Nicolas Gauthier : Après la Manif pour tous, l’électorat français de confession musulmane semble avoir rompu avec son traditionnel tropisme électoral de gauche, lequel tenait souvent au clientélisme régnant dans les cités, avec embauches de fonctionnaires municipaux et distribution de subventions à des associations dont l’utilité n’était pas toujours avérée. Bref, l’instrumentalisation de ces fameux « grands frères ». Vous validez ce constat ?
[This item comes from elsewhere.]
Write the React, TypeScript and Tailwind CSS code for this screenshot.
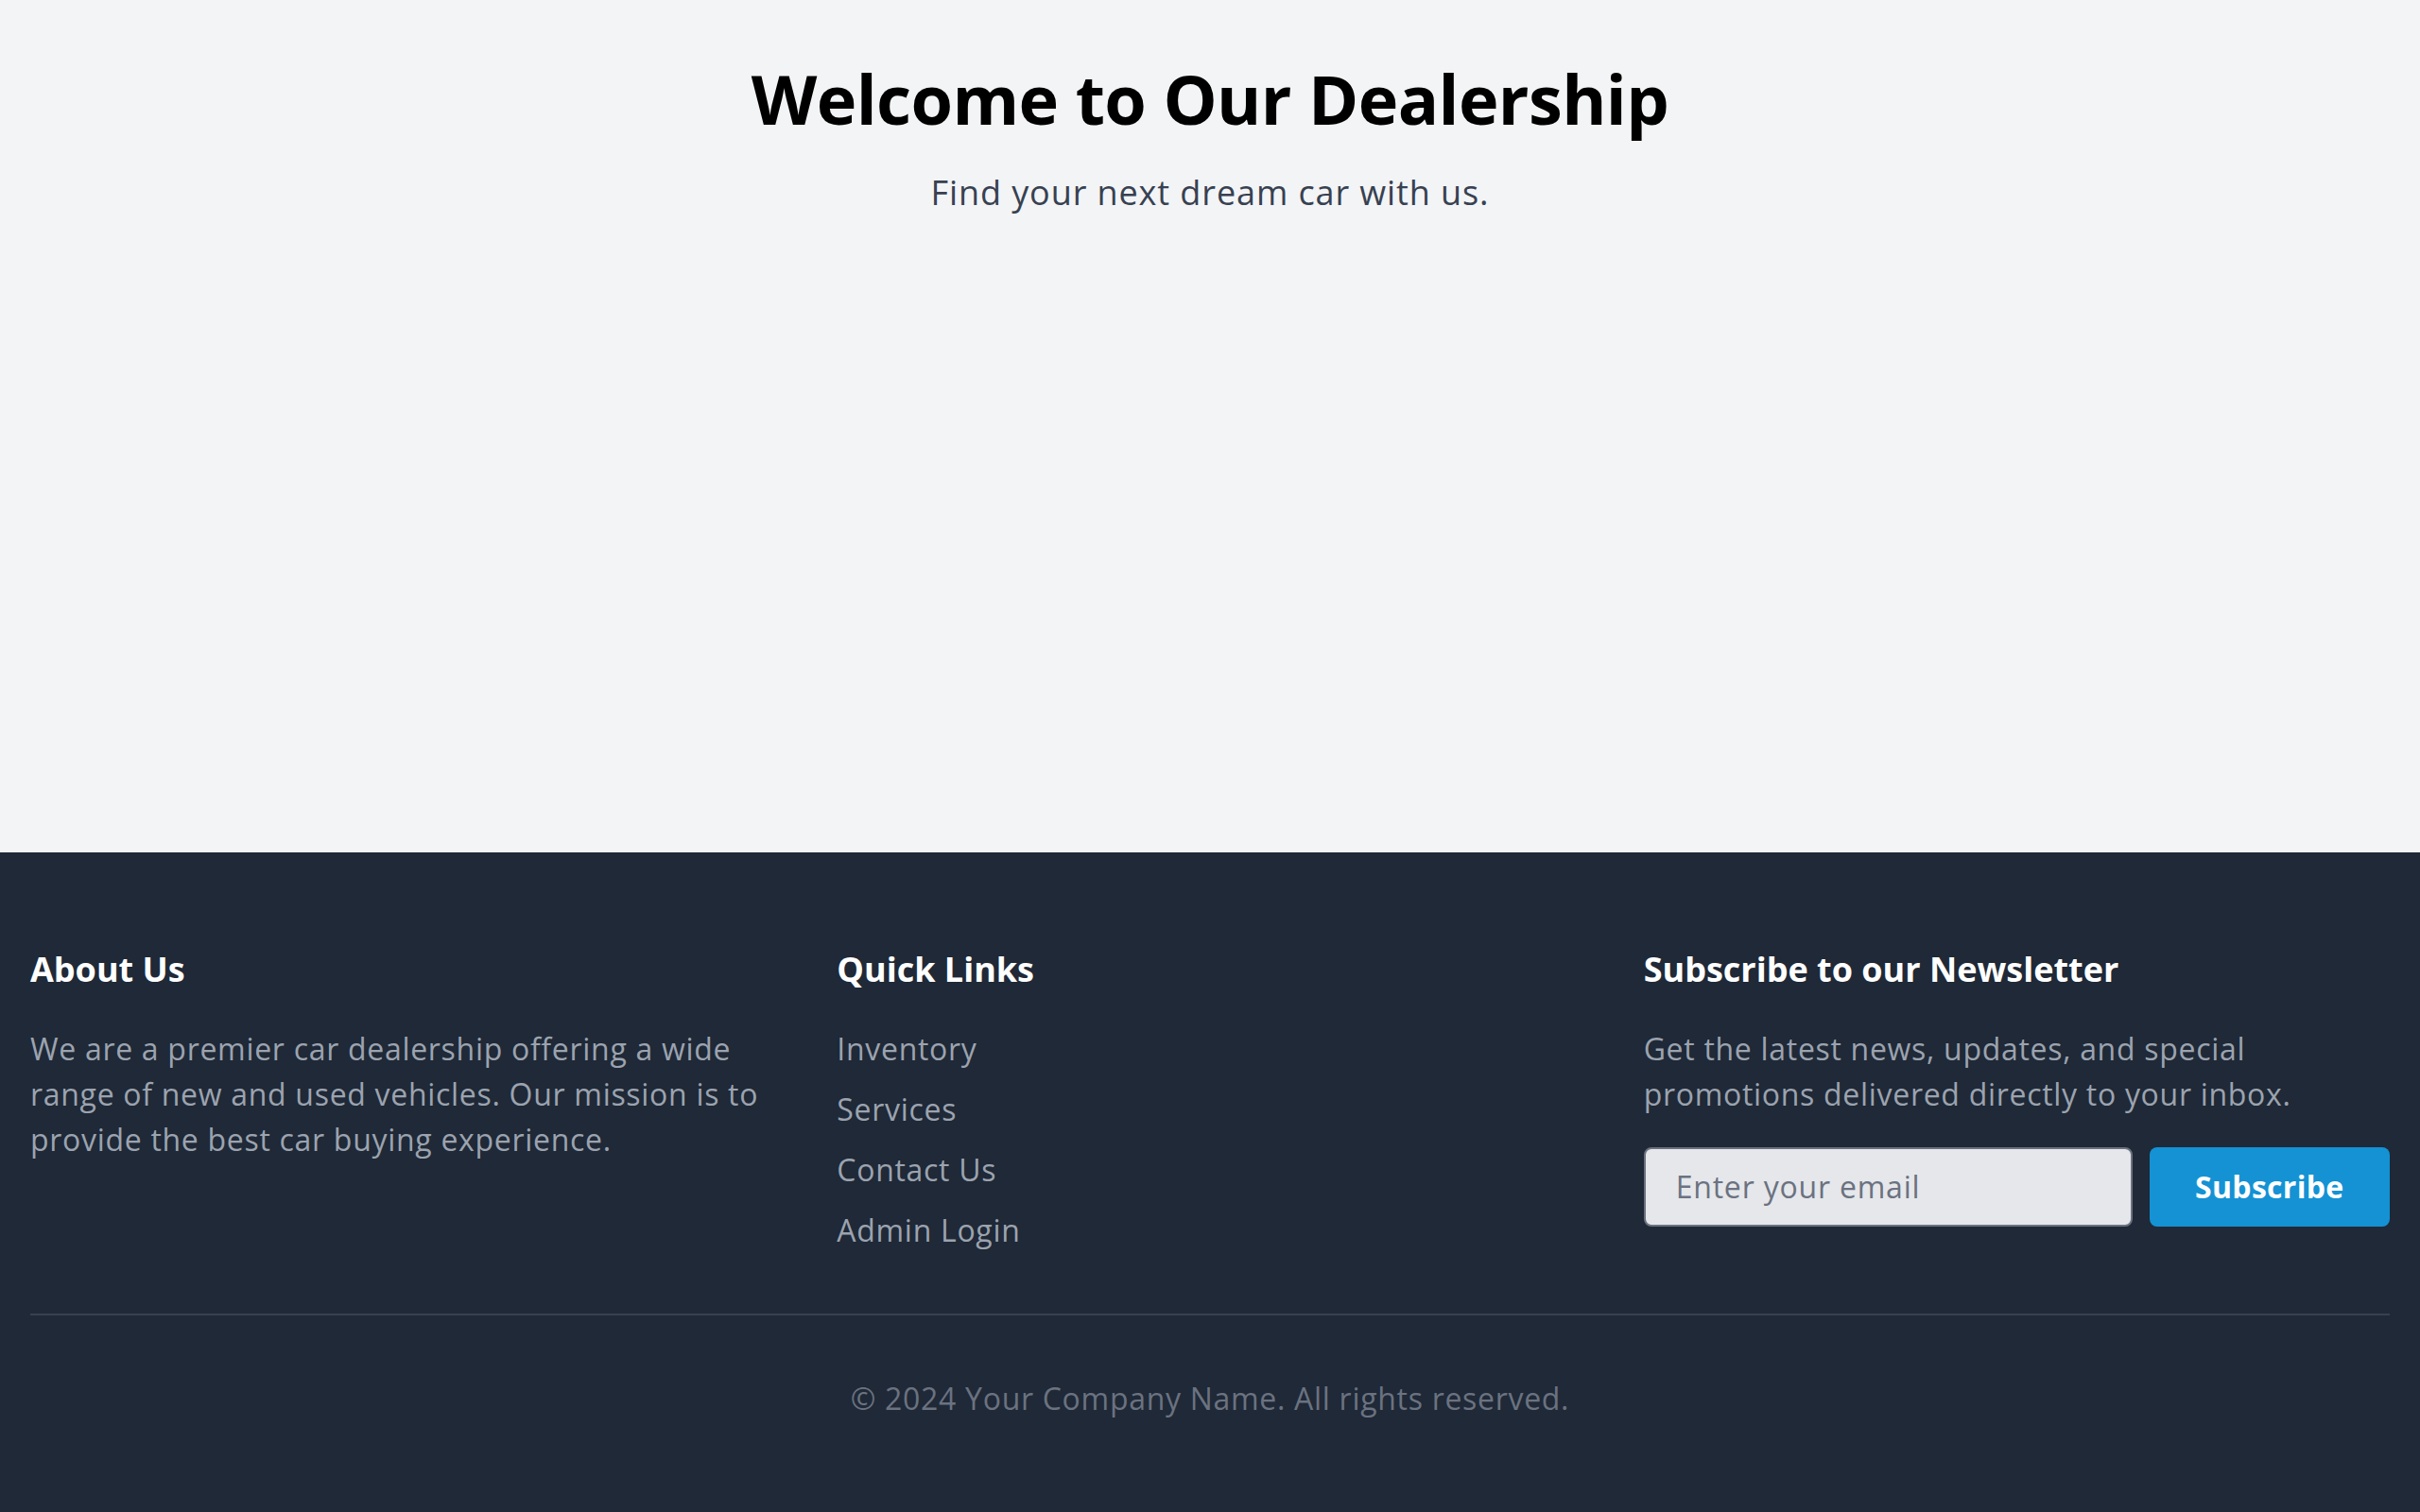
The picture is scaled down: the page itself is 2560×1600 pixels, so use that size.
import React from "react";

export default function App() {
  return (
    <div
      className="flex min-h-screen flex-col bg-[#f3f4f6]"
      style={{ fontFamily: '"Open Sans", "Noto Sans", sans-serif' }}
    >
      <main className="flex-grow px-[32px] pt-[64px] text-center">
        <h1 className="text-[72px] font-bold leading-[80px] tracking-[-0.6px] text-black">
          Welcome to Our Dealership
        </h1>
        <p className="mt-[32px] text-[36px] leading-[56px] tracking-[0.9px] text-[#374151]">
          Find your next dream car with us.
        </p>
      </main>
      <footer className="bg-[#1f2937] px-[32px] py-[96px] text-[32px] leading-[48px] tracking-[0.7px]">
        <div className="grid grid-cols-3 gap-[64px]">
          <div>
            <h3 className="mb-[32px] text-[36px] font-bold leading-[56px] tracking-normal text-white">
              About Us
            </h3>
            <p className="text-[#9ca3af]">
              We are a premier car dealership offering a wide range of new and
              used vehicles. Our mission is to provide the best car buying
              experience.
            </p>
          </div>
          <div>
            <h3 className="mb-[32px] text-[36px] font-bold leading-[56px] tracking-normal text-white">
              Quick Links
            </h3>
            <ul className="flex flex-col gap-[16px] text-[#9ca3af]">
              <li>Inventory</li>
              <li>Services</li>
              <li>Contact Us</li>
              <li>Admin Login</li>
            </ul>
          </div>
          <div>
            <h3 className="mb-[32px] text-[36px] font-bold leading-[56px] tracking-normal text-white">
              Subscribe to our Newsletter
            </h3>
            <p className="mb-[32px] text-[#9ca3af]">
              Get the latest news, updates, and special promotions delivered
              directly to your inbox.
            </p>
            <div className="flex gap-[18px]">
              <input
                type="email"
                placeholder="Enter your email"
                className="w-[517px] rounded-[8px] border-2 border-[#6b7280] bg-[#e5e7eb] px-[32px] py-[16px] text-[32px] leading-[48px] tracking-[0.8px] text-[#111827] placeholder:text-[#6b7280] outline-none"
              />
              <button className="flex-1 rounded-[8px] bg-[#1492d4] px-[48px] text-[32px] font-bold leading-[48px] tracking-[0.3px] text-white">
                Subscribe
              </button>
            </div>
          </div>
        </div>
        <div className="mt-[64px] border-t-2 border-[#374151] pt-[64px] text-center text-[#6b7280]">
          © 2024 Your Company Name. All rights reserved.
        </div>
      </footer>
    </div>
  );
}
Camel Bechikh : D’un point de vue factuel, ce constat est validé par les résultats des élections municipales de 2014 qui, en Seine-Saint-Denis notamment, a été une véritable bérézina pour l’ensemble de la gauche. Nombre de mairies constituant historiquement la ceinture rouge sont passées à droite. Mais, au-delà du moment électoral, ce fut l’occasion pour de jeunes Français de branche d’exprimer des convictions politiques en s’engageant chez Les Républicains, au Parti chrétien-démocrate et, plus rarement, au Front national. Si le déclenchement de cet engagement fut la réaction aux délires « progressistes » du gouvernement, il n’en reste pas moins que cela a révélé une réalité de fond : nombre de ces Français ont saisi la contradiction entre l’ordre traditionnel transmis par des parents immigrés dans les années 60 et 70, des parents illettrés mais pleins de bon sens, des parents non intoxiqués par la morale officielle de Mai 68 et l’idéologie libérale-libertaire.
En 2014, du sursaut conservateur opposé à la loi Taubira, mais aussi, rappelons-le, à l’introduction de la théorie du genre, il était, dans les familles musulmanes en général, plus honteux de voter socialiste que Le Pen après le « point de détail ». De 2012 à 2014, nous connûmes une parenthèse enchantée, celle où catholiques, juifs et musulmans militaient à l’unisson pour sauvegarder la cellule familiale traditionnelle, pour protéger l’enfant, pour affirmer l’altérité entre homme et femme. Il est, d’ailleurs, assez surréaliste que les Français eurent à défiler pour cela, pour des principes aussi naturels dans un pays aussi appelé fille aînée de l’Église. En 2014 la parenthèse se referme par l’émergence du cancer de Daech.